Harvard Management will cut staff by about 25%
It has been estimated that the endowment lost $8 billion as the US economy slumped last year.
Harvard Management Co. employs about 200 people so reducing its headcount by a quarter works out to about 50 jobs.
Harvard Management has drawn fire in a perennial debate over how it compensates its money managers. In the latest round of this skirmish, a small group of university alumni recently protested the fact that its six top money managers earned $26.9 million in the most recent fiscal year. To read a Globe story about the protest, please click here.
In an e-mail today, Harvard spokesman John Longbrake wrote: "The Harvard Management Company's mission is to preserve and enhance the financial assets of Harvard University over the long term in support of the university's academic programs, its students, and its faculty. To maintain its position as a world-class investment organization, the new management team headed by Jane Mendillo has analyzed its current structure and processes, and has launched a series of steps to re-balance and re-engineer the organization. Targeted reductions will occur throughout the HMC and will include some investment professionals, as well as 'back office' and other support personnel - operations, IT, human resources, and legal."
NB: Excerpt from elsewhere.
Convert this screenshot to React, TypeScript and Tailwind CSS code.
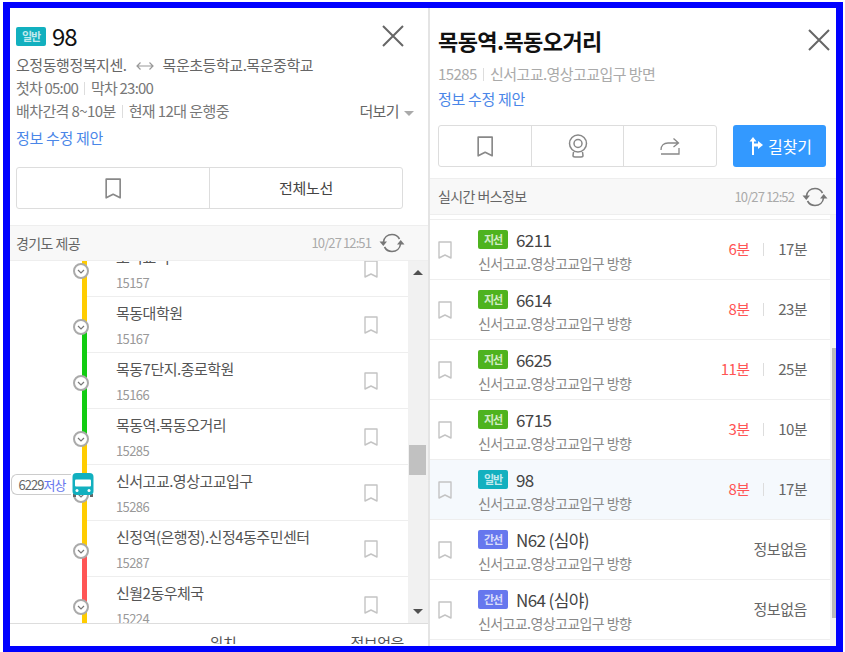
import type { ReactNode } from "react";

const font = "[font-family:'Noto_Sans_CJK_KR','Noto_Sans',sans-serif]";

const Bookmark = ({ size = 20, color = "#c4c4c4" }: { size?: number; color?: string }) => (
  <svg width={(size * 14) / 18} height={size} viewBox="0 0 14 18" fill="none" stroke={color} strokeWidth="1.4">
    <path d="M1 1h12v16l-6-3-6 3z" strokeLinejoin="round" />
  </svg>
);

const CloseIcon = () => (
  <svg width="22" height="22" viewBox="0 0 22 22" stroke="#666" strokeWidth="2" fill="none">
    <path d="M1 1l20 20M21 1L1 21" />
  </svg>
);

const Refresh = () => (
  <svg width="26" height="22" viewBox="0 0 26 22" fill="none" stroke="#777" strokeWidth="1.6">
    <path d="M4.5 10C5 5.500 8.500 2.500 13 2.500c3.500 0 6 1.700 7.500 4.500" />
    <path d="M21.500 12c-.5 4.500-4 7.500-8.500 7.500-3.500 0-6-1.700-7.500-4.500" />
    <path d="M0.500 9.500h7.500L4.300 14z" fill="#777" stroke="none" />
    <path d="M18 12.500h7.500L21.700 8z" fill="#777" stroke="none" />
  </svg>
);

const Badge = ({ label, color }: { label: string; color: string }) => (
  <span
    className={`inline-flex h-[19px] w-[30px] shrink-0 items-center justify-center rounded-[2px] text-[11px] leading-none font-bold tracking-[-1px] text-white/75 ${color}`}
  >
    {label}
  </span>
);

const Sep = () => <span className="mx-[6px] inline-block h-[13px] w-px bg-[#ddd] align-[-1px]" />;

const Chevron = ({ y = 0 }: { y?: number }) => (
  <span
    className="absolute left-[-9px] flex h-[16px] w-[16px] items-center justify-center rounded-full border-2 border-[#aaa] bg-white"
    style={{ top: y }}
  >
    <svg width="8" height="5" viewBox="0 0 8 5" fill="none" stroke="#777" strokeWidth="1.200">
      <path d="M1 1l3 3 3-3" />
    </svg>
  </span>
);

const stops = [
  { name: "오목교역", id: "15157", top: "#ffcc00", bottom: "#ffcc00" },
  { name: "목동대학원", id: "15167", top: "#ffcc00", bottom: "#11cc11" },
  { name: "목동7단지.종로학원", id: "15166", top: "#11cc11", bottom: "#11cc11" },
  { name: "목동역.목동오거리", id: "15285", top: "#11cc11", bottom: "#ffcc00" },
  { name: "신서고교.영상고교입구", id: "15286", top: "#ffcc00", bottom: "#ffcc00", bus: true },
  { name: "신정역(은행정).신정4동주민센터", id: "15287", top: "#ffcc00", bottom: "#ff5555" },
  { name: "신월2동우체국", id: "15224", top: "#ff5555", bottom: "#ffcc00" },
];

const StopRow = ({ stop }: { stop: (typeof stops)[number] }) => (
  <div className="flex h-[56px] shrink-0">
    <div className="relative flex w-[77px] shrink-0 justify-end">
      <div className="relative flex h-full w-[5px] flex-col">
        <div className="h-[30px]" style={{ background: stop.top }} />
        <div className="flex-1" style={{ background: stop.bottom }} />
        <Chevron y={22} />
        {stop.bus && (
          <svg className="absolute top-[8px] left-[-10px]" width="22" height="24" viewBox="0 0 22 24">
            <path d="M1 21h3v3H1zM18 21h3v3h-3z" fill="#666" />
            <rect x="0.500" y="0" width="21" height="22" rx="4" fill="#12b0bf" />
            <rect x="3" y="6.500" width="16" height="7" rx="1" fill="#fff" />
            <circle cx="5" cy="17.500" r="1.500" fill="#fff" />
            <circle cx="17" cy="17.500" r="1.500" fill="#fff" />
          </svg>
        )}
      </div>
      {stop.bus && (
        <span className="absolute top-[9px] left-[1px] flex h-[21px] w-[60px] items-center justify-center rounded-l-[6px] border border-r-0 border-[#ccc] bg-white pl-[1px] text-[13px] tracking-[-1px] whitespace-nowrap text-[#666]">
          6229<span className="text-[#6677ee]">저상</span>
        </span>
      )}
    </div>
    <div className="flex flex-1 items-center justify-between border-b border-[#eee] pr-[30px] pl-[29px]">
      <div className="flex flex-col">
        <span className="text-[15px] leading-[24px] tracking-[-0.5px] whitespace-nowrap text-[#555]">{stop.name}</span>
        <span className="mt-[4px] text-[13px] leading-[20px] tracking-[-0.6px] text-[#999]">{stop.id}</span>
      </div>
      <Bookmark size={18} />
    </div>
  </div>
);

const LeftPanel = () => (
  <section className="flex w-[420px] shrink-0 flex-col overflow-hidden border-r-2 border-[#e4e4e4] bg-white">
    <div className="relative flex h-[217px] shrink-0 flex-col px-[6px] pt-[16px]">
      <div className="flex h-[24px] items-center gap-[6px]">
        <Badge label="일반" color="bg-[#12b0bf]" />
        <span className="text-[24px] leading-none tracking-[-1px] text-[#111]">98</span>
      </div>
      <div className="absolute top-[17px] right-[24px]">
        <CloseIcon />
      </div>
      <div className="mt-[6px] flex h-[23px] items-center text-[15px] tracking-[-0.45px] whitespace-nowrap text-[#666]">
        오정동행정복지센.
        <svg className="mx-[9px]" width="18" height="10" viewBox="0 0 18 10" fill="none" stroke="#999" strokeWidth="1.200">
          <path d="M1 5h16M4.500 1.500L1 5l3.500 3.500M13.500 1.500L17 5l-3.500 3.500" />
        </svg>
        목운초등학교.목운중학교
      </div>
      <div className="flex h-[23px] items-center text-[15px] tracking-[-0.8px] text-[#777]">
        첫차 05:00
        <Sep />
        막차 23:00
      </div>
      <div className="flex h-[23px] items-center justify-between pr-[8px] text-[15px] tracking-[-0.6px] text-[#777]">
        <span className="flex items-center">
          배차간격 8~10분
          <Sep />
          현재 12대 운행중
        </span>
        <span className="flex items-center gap-[5px] text-[#666]">
          더보기
          <span className="mt-[3px] h-0 w-0 border-x-[5px] border-t-[5px] border-x-transparent border-t-[#aaa]" />
        </span>
      </div>
      <a className="mt-[4px] flex h-[23px] items-center text-[15px] tracking-[-0.3px] text-[#4a86e8]">정보 수정 제안</a>
      <div className="mt-[17px] flex h-[42px] w-[387px] rounded-[3px] border border-[#ddd]">
        <div className="flex w-[193px] items-center justify-center border-r border-[#ddd]">
          <Bookmark size={21} color="#888" />
        </div>
        <div className="flex flex-1 items-center justify-center text-[15px] tracking-[-0.3px] text-[#444]">전체노선</div>
      </div>
    </div>
    <div className="flex h-[36px] shrink-0 items-center justify-between border-y border-[#eee] bg-[#f8f8f8] pr-[23px] pl-[6px]">
      <span className="text-[14px] tracking-[-0.6px] text-[#666]">경기도 제공</span>
      <span className="flex items-center gap-[8px] text-[13px] tracking-[-0.9px] text-[#aaa]">
        10/27 12:51
        <Refresh />
      </span>
    </div>
    <div className="flex h-[363px] shrink-0 overflow-hidden border-b border-[#ddd]">
      <div className="min-w-0 flex-1 overflow-hidden">
        <div className="mt-[-20px] flex flex-col">
          {stops.map((s) => (
            <StopRow key={s.id} stop={s} />
          ))}
        </div>
      </div>
      <div className="flex w-[20px] shrink-0 flex-col items-center bg-[#f1f1f1] pr-[1px]">
        <span className="mt-[9px] h-0 w-0 border-x-[5px] border-b-[5px] border-x-transparent border-b-[#505050]" />
        <div className="mt-[170px] h-[30px] w-[17px] bg-[#c1c1c1]" />
        <span className="mt-auto mb-[9px] h-0 w-0 border-x-[5px] border-t-[5px] border-x-transparent border-t-[#505050]" />
      </div>
    </div>
    <div className="flex h-[20px] justify-end overflow-hidden pt-[9px] pr-[24px] text-[15px] leading-[20px] tracking-[-0.4px] text-[#555]">
      <span className="mr-[114px]">위치</span>
      <span>정보없음</span>
    </div>
  </section>
);

type Arrival = { type: string; color: string; no: string; first?: string; second?: string; on?: boolean };

const arrivals: Arrival[] = [
  { type: "지선", color: "bg-[#4eb31f]", no: "6211", first: "6분", second: "17분" },
  { type: "지선", color: "bg-[#4eb31f]", no: "6614", first: "8분", second: "23분" },
  { type: "지선", color: "bg-[#4eb31f]", no: "6625", first: "11분", second: "25분" },
  { type: "지선", color: "bg-[#4eb31f]", no: "6715", first: "3분", second: "10분" },
  { type: "일반", color: "bg-[#12b0bf]", no: "98", first: "8분", second: "17분", on: true },
  { type: "간선", color: "bg-[#6677ee]", no: "N62 (심야)" },
  { type: "간선", color: "bg-[#6677ee]", no: "N64 (심야)" },
];

const ArrivalRow = ({ bus }: { bus: Arrival }) => (
  <div className={`flex h-[60px] shrink-0 items-center border-b border-[#eee] pr-[23px] pl-[8px] ${bus.on ? "bg-[#f5f9fd]" : ""}`}>
    <Bookmark size={18} />
    <div className="ml-[26px] flex flex-col">
      <div className="flex h-[26px] items-center gap-[8px]">
        <Badge label={bus.type} color={bus.color} />
        <span className="text-[17px] tracking-[-0.6px] whitespace-nowrap text-[#444]">{bus.no}</span>
      </div>
      <span className="text-[14px] leading-[20px] tracking-[-0.6px] whitespace-nowrap text-[#888]">신서고교.영상고교입구 방향</span>
    </div>
    {bus.first ? (
      <div className="ml-auto flex items-center text-[15px] tracking-[-0.6px]">
        <span className="text-[#ff5555]">{bus.first}</span>
        <span className="mx-[14px] h-[13px] w-px bg-[#ddd]" />
        <span className="text-[#666]">{bus.second}</span>
      </div>
    ) : (
      <span className="ml-auto text-[15px] tracking-[-0.4px] text-[#666]">정보없음</span>
    )}
  </div>
);

const IconCell = ({ children, last }: { children: ReactNode; last?: boolean }) => (
  <div className={`flex flex-1 items-center justify-center ${last ? "" : "border-r border-[#ddd]"}`}>{children}</div>
);

const RightPanel = () => (
  <section className="flex min-w-0 flex-1 flex-col overflow-hidden bg-white">
    <div className="relative flex h-[170px] shrink-0 flex-col px-[8px] pt-[16px]">
      <h1 className="h-[32px] text-[22px] leading-[32px] font-bold tracking-[-0.6px] whitespace-nowrap text-[#111]">목동역.목동오거리</h1>
      <div className="absolute top-[21px] right-[6px]">
        <CloseIcon />
      </div>
      <div className="mt-[7px] flex h-[22px] items-center text-[15px] tracking-[-0.55px] text-[#aaa]">
        15285
        <Sep />
        신서고교.영상고교입구 방면
      </div>
      <a className="mt-[3px] flex h-[23px] items-center text-[15px] tracking-[-0.3px] text-[#4a86e8]">정보 수정 제안</a>
      <div className="mt-[14px] flex gap-[16px]">
        <div className="flex h-[42px] w-[279px] rounded-[3px] border border-[#ddd]">
          <IconCell>
            <Bookmark size={21} color="#888" />
          </IconCell>
          <IconCell>
            <svg width="22" height="24" viewBox="0 0 22 24" fill="none" stroke="#888" strokeWidth="1.500">
              <circle cx="11" cy="9.500" r="8.500" />
              <circle cx="11" cy="9.500" r="4" />
              <path d="M6.500 18l-.5 3.500c0 1 1 1.500 2 1.500h6c1 0 2-.5 2-1.500L15.500 18" />
            </svg>
          </IconCell>
          <IconCell last>
            <svg width="20" height="20" viewBox="0 0 20 20" fill="none" stroke="#888" strokeWidth="1.300">
              <path d="M1 18h18v-6M1 14c0-5 3-7 7-7h10M13.500 2.500L18.500 7l-5 4" />
            </svg>
          </IconCell>
        </div>
        <button className="flex h-[42px] w-[93px] items-center justify-center gap-[5px] rounded-[3px] bg-[#3399ff] text-[16px] tracking-[-0.1px] text-white">
          <svg width="16" height="18" viewBox="0 0 16 18" fill="#fff">
            <path d="M5 18h2V9.500h4V12l5-4-5-4v2.500H7V4.500h2.500L6 0 2.500 4.500H5z" />
          </svg>
          길찾기
        </button>
      </div>
    </div>
    <div className="flex h-[37px] shrink-0 items-center justify-between border-y border-[#eee] bg-[#f8f8f8] pr-[8px] pl-[8px]">
      <span className="text-[14px] tracking-[-0.6px] text-[#666]">실시간 버스정보</span>
      <span className="flex items-center gap-[8px] text-[13px] tracking-[-0.9px] text-[#aaa]">
        10/27 12:52
        <Refresh />
      </span>
    </div>
    <div className="flex min-h-0 flex-1 overflow-hidden">
      <div className="min-w-0 flex-1 overflow-hidden pt-[4px]">
        <div className="flex flex-col border-t border-[#eee]">
          {arrivals.map((b) => (
            <ArrivalRow key={b.no} bus={b} />
          ))}
        </div>
      </div>
      <div className="flex w-[6px] shrink-0 flex-col bg-[#f4f4f4]">
        <div className="mt-[133px] h-[270px] w-[4px] self-end bg-[#bbb]" />
      </div>
    </div>
  </section>
);

export default function App() {
  return (
    <div className={`h-[652px] w-[845px] overflow-hidden bg-white pt-[2px] pr-[2px] pl-[3px] ${font}`}>
      <div className="flex h-[650px] w-[840px] border-[7px] border-t-[6px] border-b-[6px] border-[#0000ff]">
        <LeftPanel />
        <RightPanel />
      </div>
    </div>
  );
}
A Globe story in December noted: "In a letter to university deans this month, Harvard president Drew G. Faust said the endowment had lost about 22 percent of its value between June 30 and the end of October. The endowment, which funds about 35 percent of Harvard's annual operating budget, shrank from $36.8 billion to about $28.7 billion during that period."
To read that story, please click here.
A Bloomberg News story today about looming staff cuts at Harvard Management Co. noted, "The dismissals were reported earlier by Pensions & Investments."